In early 2001, after the utilities rang up billions of dollars in debts as they were not allowed to pass on skyrocketing wholesale power costs to their customers, Davis ordered the state Department of Water Resources to step in and buy power on behalf of the insolvent utilities.

The state Public Utilities Commission now is holding hearings on the standards that will be set to allow the utilities to buy power again. A key flashpoint: what will constitute a “reasonable” price as the utilities negotiate power buy contracts with suppliers, and how will the PUC will enforce that price.

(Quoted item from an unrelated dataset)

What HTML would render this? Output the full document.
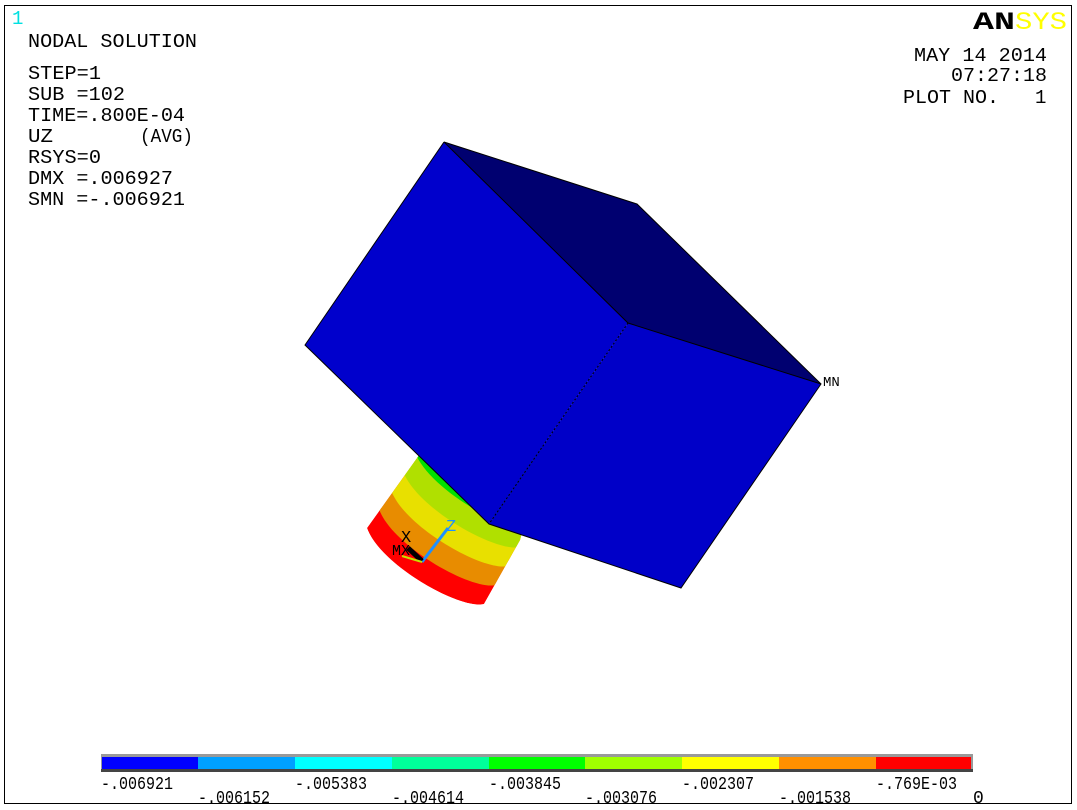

Consumer groups are pressuring the PUC to drop any market-based approaches to determining “reasonable” price levels, instead using a set percentage above production cost – a standard very similar to the old regulatory setup.

“We need to return to the era of regulated prices that was in place before deregulation,” said Harvey Rosenfield, president of the Foundation for Taxpayer and Consumer Rights. “And if the state doesn’t do this, we will take the issue to the voters in 2004 with a ballot proposition.”

The utilities want the PUC to make its reasonableness rulings up front, not years after the fact, to avoid any second-guessing by the utilities or suppliers.

The PUC also is debating how to let businesses leave the utility grid and once again and enter into bilateral contracts directly with suppliers. This so-called “direct access” was suspended last fall; 15% of the state’s businesses rushed into contracts last summer before the window closed.

PUC officials hope to reinstate direct access by the end of the year. But first it must set the “exit fee” – the amount a business must pay to the state to repay the long-term contracts the Davis administration signed last year.

The state, concerned that an exodus of big businesses would leave small businesses and residents holding the bag, is pushing for a cost closer to the $70 per megawatt hour average cost of the long-term contracts.

But business groups are lobbying fiercely for a fee close to the $30 per megawatt hour cost to produce electricity.